Do teenagers still form strategic alliances with teenagers affiliated with other subcultural groups? Do punk teenagers and goth teenagers still hang out sometimes with hippie teenagers and rave teenagers and have earnest, probing discussions about the benefits of affiliating with their respective subcultures? Do teenagers still go to raves sometimes?
Do teenagers still wear hoodies? Do they still shop at Hot Topic? Does Hot Topic still sell Joy Division t-shirts? Do teenagers still wear Doc Martens? Where do they buy Doc Martens, if they do? Do they buy them online, or at a mall? Do teenagers still go to the mall?
Do teenagers that attend Catholic schools still make imaginative alterations to their uniforms?
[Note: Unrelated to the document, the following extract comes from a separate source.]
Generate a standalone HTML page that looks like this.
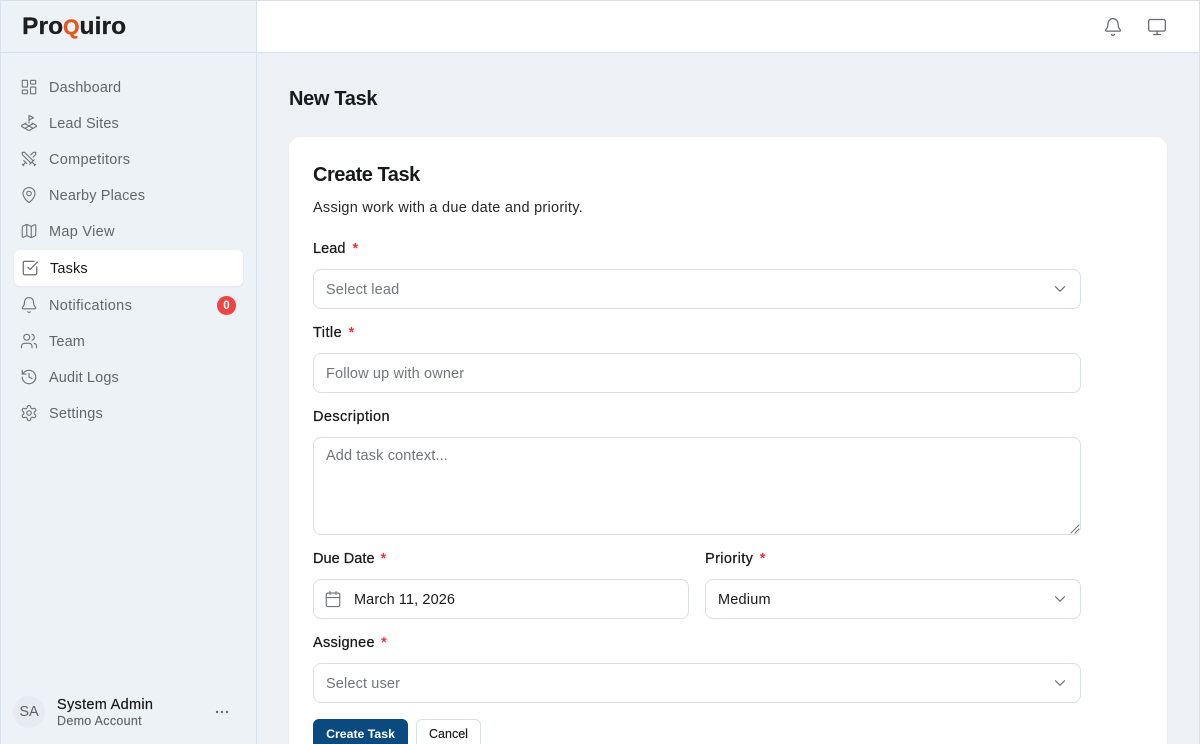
<!DOCTYPE html>
<html lang="en"><head><meta charset="utf-8"><title>New Task</title>
<style>
*{box-sizing:border-box}
html,body{margin:0;padding:0;width:1200px;height:744px;overflow:hidden;background:#edf1f6}
body{font-family:"Liberation Sans",sans-serif;color:#18191b;position:relative}
#frame{position:absolute;inset:0;border:1px solid #d8e0ea;border-bottom:0;pointer-events:none;z-index:9}
.t{position:absolute;white-space:nowrap;line-height:20px;height:20px;font-size:14.5px;margin-top:1px}
.m{left:49px;color:#63666c;letter-spacing:.14px}
.l{font-weight:400;color:#18191b;-webkit-text-stroke:.25px #18191b;letter-spacing:.04px}
.r{color:#f5222d;margin-left:3px;-webkit-text-stroke:.3px #f5222d}
.ph{color:#71757b;letter-spacing:.14px}
.box{position:absolute;background:#fff;border:1px solid #d9dfe9;border-radius:8px}
svg{position:absolute;fill:none;stroke-linecap:round;stroke-linejoin:round}
.i{width:18px;height:18px;left:20px;stroke:#6f7277;stroke-width:1.5;margin-top:-1px}
.c{width:18px;height:18px;left:1051px;stroke:#65686d;stroke-width:1.6;margin-top:-1px}
</style></head><body>
<div id="frame"></div>
<div style="position:absolute;left:0;top:0;width:257px;height:744px;background:#edf2f7;border-right:1px solid #d8e0ea"></div>
<div style="position:absolute;left:0;top:52px;width:257px;height:1px;background:#d8e0ea"></div>
<div style="position:absolute;left:257px;top:0;width:943px;height:53px;background:#fff;border-bottom:1px solid #d8e0ea"></div>

<div style="position:absolute;left:22px;top:12px;height:30px;line-height:30px;font-size:24.5px;font-weight:700;color:#1d1e20;white-space:nowrap;letter-spacing:.1px;-webkit-text-stroke:.3px #1d1e20">Pro<span style="color:#e0591f;font-size:21px;letter-spacing:0;-webkit-text-stroke:.4px #e0591f">Q</span>uiro</div>

<div style="position:absolute;left:14px;top:250px;width:229px;height:36px;background:#fff;border-radius:6px;box-shadow:0 1px 2px rgba(20,30,50,.06)"></div>

<svg class="i" style="top:79px" viewBox="0 0 24 24"><rect x="3" y="3" width="7" height="9" rx="1"/><rect x="14" y="3" width="7" height="5" rx="1"/><rect x="14" y="12" width="7" height="9" rx="1"/><rect x="3" y="16" width="7" height="5" rx="1"/></svg>
<div class="t m" style="top:77px">Dashboard</div>
<svg class="i" style="top:115px" viewBox="0 0 24 24"><path d="m12 8 6-3-6-3v10"/><path d="m8 11.99-5.5 3.14a1 1 0 0 0 0 1.74l8.5 4.86a2 2 0 0 0 2 0l8.5-4.86a1 1 0 0 0 0-1.74L16 12"/><path d="m6.49 12.85 11.02 6.3"/><path d="M17.51 12.85 6.5 19.15"/></svg>
<div class="t m" style="top:113px">Lead Sites</div>
<svg class="i" style="top:151px" viewBox="0 0 24 24"><polyline points="14.5 17.5 3 6 3 3 6 3 17.5 14.5"/><line x1="13" y1="19" x2="19" y2="13"/><line x1="16" y1="16" x2="20" y2="20"/><line x1="19" y1="21" x2="21" y2="19"/><polyline points="14.5 6.5 18 3 21 3 21 6 17.5 9.5"/><line x1="5" y1="14" x2="9" y2="18"/><line x1="7" y1="17" x2="4" y2="20"/><line x1="3" y1="19" x2="5" y2="21"/></svg>
<div class="t m" style="top:149px;letter-spacing:.28px">Competitors</div>
<svg class="i" style="top:187px" viewBox="0 0 24 24"><path d="M20 10c0 4.993-5.539 10.193-7.399 11.799a1 1 0 0 1-1.202 0C9.539 20.193 4 14.993 4 10a8 8 0 0 1 16 0"/><circle cx="12" cy="10" r="3"/></svg>
<div class="t m" style="top:185px">Nearby Places</div>
<svg class="i" style="top:223px" viewBox="0 0 24 24"><path d="M14.106 5.553a2 2 0 0 0 1.788 0l3.659-1.83A1 1 0 0 1 21 4.619v12.764a1 1 0 0 1-.553.894l-4.553 2.277a2 2 0 0 1-1.788 0l-4.212-2.106a2 2 0 0 0-1.788 0l-3.659 1.83A1 1 0 0 1 3 19.381V6.618a1 1 0 0 1 .553-.894l4.553-2.277a2 2 0 0 1 1.788 0z"/><path d="M15 5.764v15"/><path d="M9 3.236v15"/></svg>
<div class="t m" style="top:221px;letter-spacing:.3px">Map View</div>
<svg class="i" style="top:260px;left:21px;stroke:#5b5e63" viewBox="0 0 24 24"><path d="M21 10.5V19a2 2 0 0 1-2 2H5a2 2 0 0 1-2-2V5a2 2 0 0 1 2-2h12.5"/><path d="m9 11 3 3L22 4"/></svg>
<div class="t m" style="top:258px;left:50px;color:#18191b">Tasks</div>
<svg class="i" style="top:297px" viewBox="0 0 24 24"><path d="M10.268 21a2 2 0 0 0 3.464 0"/><path d="M3.262 15.326A1 1 0 0 0 4 17h16a1 1 0 0 0 .74-1.673C19.41 13.956 18 12.499 18 8A6 6 0 0 0 6 8c0 4.499-1.411 5.956-2.738 7.326"/></svg>
<div class="t m" style="top:295px;letter-spacing:.32px">Notifications</div>
<div style="position:absolute;left:217px;top:296px;width:19px;height:19px;border-radius:50%;background:#ef4444;color:#fff;font-size:11.5px;font-weight:700;line-height:20px;text-align:center">0</div>
<svg class="i" style="top:333px" viewBox="0 0 24 24"><path d="M16 21v-2a4 4 0 0 0-4-4H6a4 4 0 0 0-4 4v2"/><path d="M16 3.128a4 4 0 0 1 0 7.744"/><path d="M22 21v-2a4 4 0 0 0-3-3.87"/><circle cx="9" cy="7" r="4"/></svg>
<div class="t m" style="top:331px">Team</div>
<svg class="i" style="top:369px" viewBox="0 0 24 24"><path d="M3 12a9 9 0 1 0 9-9 9.75 9.75 0 0 0-6.74 2.74L3 8"/><path d="M3 3v5h5"/><path d="M12 7v5l4 2"/></svg>
<div class="t m" style="top:367px">Audit Logs</div>
<svg class="i" style="top:405px" viewBox="0 0 24 24"><path d="M12.22 2h-.44a2 2 0 0 0-2 2v.18a2 2 0 0 1-1 1.73l-.43.25a2 2 0 0 1-2 0l-.15-.08a2 2 0 0 0-2.73.73l-.22.38a2 2 0 0 0 .73 2.73l.15.1a2 2 0 0 1 1 1.72v.51a2 2 0 0 1-1 1.74l-.15.09a2 2 0 0 0-.73 2.73l.22.38a2 2 0 0 0 2.73.73l.15-.08a2 2 0 0 1 2 0l.43.25a2 2 0 0 1 1 1.73V20a2 2 0 0 0 2 2h.44a2 2 0 0 0 2-2v-.18a2 2 0 0 1 1-1.73l.43-.25a2 2 0 0 1 2 0l.15.08a2 2 0 0 0 2.73-.73l.22-.39a2 2 0 0 0-.73-2.73l-.15-.08a2 2 0 0 1-1-1.74v-.5a2 2 0 0 1 1-1.74l.15-.09a2 2 0 0 0 .73-2.73l-.22-.38a2 2 0 0 0-2.73-.73l-.15.08a2 2 0 0 1-2 0l-.43-.25a2 2 0 0 1-1-1.73V4a2 2 0 0 0-2-2z"/><circle cx="12" cy="12" r="3"/></svg>
<div class="t m" style="top:403px;letter-spacing:.2px">Settings</div>

<div style="position:absolute;left:13px;top:696px;width:32px;height:32px;border-radius:50%;background:#e7ebf1;color:#5f6268;font-size:14.5px;line-height:33px;text-align:center">SA</div>
<div class="t" style="left:57px;top:694px;color:#18191b;-webkit-text-stroke:.2px #18191b;letter-spacing:.3px">System Admin</div>
<div class="t" style="left:57px;top:710px;font-size:12.5px;color:#63666c;letter-spacing:.3px;-webkit-text-stroke:.15px #63666c">Demo Account</div>
<svg style="left:215px;top:708px;width:14px;height:8px" viewBox="0 0 14 8"><circle cx="2" cy="4" r="1.2" fill="#63666c"/><circle cx="7" cy="4" r="1.2" fill="#63666c"/><circle cx="12" cy="4" r="1.2" fill="#63666c"/></svg>

<svg style="left:1103px;top:17px;width:20px;height:20px;stroke:#65686d;stroke-width:1.5" viewBox="0 0 24 24"><path d="M10.268 21a2 2 0 0 0 3.464 0"/><path d="M3.262 15.326A1 1 0 0 0 4 17h16a1 1 0 0 0 .74-1.673C19.41 13.956 18 12.499 18 8A6 6 0 0 0 6 8c0 4.499-1.411 5.956-2.738 7.326"/></svg>
<svg style="left:1147px;top:17px;width:20px;height:20px;stroke:#65686d;stroke-width:1.5" viewBox="0 0 24 24"><rect x="2" y="3" width="20" height="14" rx="2"/><line x1="8" y1="21" x2="16" y2="21"/><line x1="12" y1="17" x2="12" y2="21"/></svg>

<div style="position:absolute;left:289px;top:88px;height:22px;line-height:22px;font-size:20px;font-weight:700;color:#18191b;white-space:nowrap;letter-spacing:-.32px">New Task</div>

<div style="position:absolute;left:289px;top:137px;width:878px;height:640px;background:#fff;border-radius:12px;box-shadow:0 1px 2px rgba(20,30,50,.04)"></div>
<div style="position:absolute;left:313px;top:163px;height:24px;line-height:24px;font-size:20px;font-weight:700;color:#18191b;white-space:nowrap;letter-spacing:-.47px">Create Task</div>
<div class="t" style="left:313px;top:197px;letter-spacing:.26px;color:#26282b">Assign work with a due date and priority.</div>

<div class="t l" style="left:313px;top:238px">Lead <span class="r">*</span></div>
<div class="box" style="left:313px;top:269px;width:768px;height:40px"></div>
<div class="t ph" style="left:326px;top:279px">Select lead</div>
<svg class="c" style="top:281px" viewBox="0 0 24 24"><path d="m6 9 6 6 6-6"/></svg>

<div class="t l" style="left:313px;top:322px;letter-spacing:.45px">Title <span class="r" style="margin-left:2px">*</span></div>
<div class="box" style="left:313px;top:353px;width:768px;height:40px"></div>
<div class="t ph" style="left:326px;top:363px">Follow up with owner</div>

<div class="t l" style="left:313px;top:406px;letter-spacing:.4px">Description</div>
<div class="box" style="left:313px;top:437px;width:768px;height:98px"></div>
<div class="t ph" style="left:326px;top:445px">Add task context...</div>
<svg style="left:1070px;top:524px;width:10px;height:10px;stroke:#6f7277;stroke-width:1" viewBox="0 0 10 10"><path d="M9 1 1 9M9 5 5 9"/></svg>

<div class="t l" style="left:313px;top:548px">Due Date <span class="r" style="margin-left:2px">*</span></div>
<div class="box" style="left:313px;top:579px;width:376px;height:40px"></div>
<svg style="left:324px;top:590px;width:18px;height:18px;stroke:#6f7277;stroke-width:1.5" viewBox="0 0 24 24"><path d="M8 2v4"/><path d="M16 2v4"/><rect x="3" y="4" width="18" height="18" rx="2"/><path d="M3 10h18"/></svg>
<div class="t" style="left:354px;top:589px;letter-spacing:.1px;color:#18191b">March 11, 2026</div>

<div class="t l" style="left:705px;top:548px;letter-spacing:.4px">Priority <span class="r" style="margin-left:2px">*</span></div>
<div class="box" style="left:705px;top:579px;width:376px;height:40px"></div>
<div class="t" style="left:718px;top:589px;letter-spacing:.2px;color:#18191b">Medium</div>
<svg class="c" style="top:591px" viewBox="0 0 24 24"><path d="m6 9 6 6 6-6"/></svg>

<div class="t l" style="left:313px;top:632px;letter-spacing:.27px">Assignee <span class="r" style="margin-left:2px">*</span></div>
<div class="box" style="left:313px;top:663px;width:768px;height:40px"></div>
<div class="t ph" style="left:326px;top:673px">Select user</div>
<svg class="c" style="top:675px" viewBox="0 0 24 24"><path d="m6 9 6 6 6-6"/></svg>

<div style="position:absolute;left:313px;top:719px;width:95px;height:32px;background:#0a4a7e;border-radius:6px;color:#fff;font-size:12.3px;font-weight:700;line-height:30px;text-align:center">Create Task</div>
<div style="position:absolute;left:416px;top:719px;width:65px;height:32px;background:#fff;border:1px solid #d9dfe9;border-radius:6px;color:#18191b;font-size:12.5px;line-height:28px;text-align:center;-webkit-text-stroke:.15px #18191b">Cancel</div>
</body></html>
Do the boys still try to tie their crappy acrylic-blend neckties like members of the Jam, or characters in old Martin Scorsese films? Do the girls still wear sweatpants under their plaid skirts?
Do sweaty, unpopular teenage boys still wear trench coats and fedoras? Are there some teenage girls still wear black lipstick? Are there some teenage boys still wear black nail polish? Do they still wear backpacks with one strap? Do they write song lyrics on their backpacks with permanent markers and Wite-Out?
If so, would Joy Division lyrics (“my illusion, worn like a mask of self-hate, confronts and then dies”) make the cut?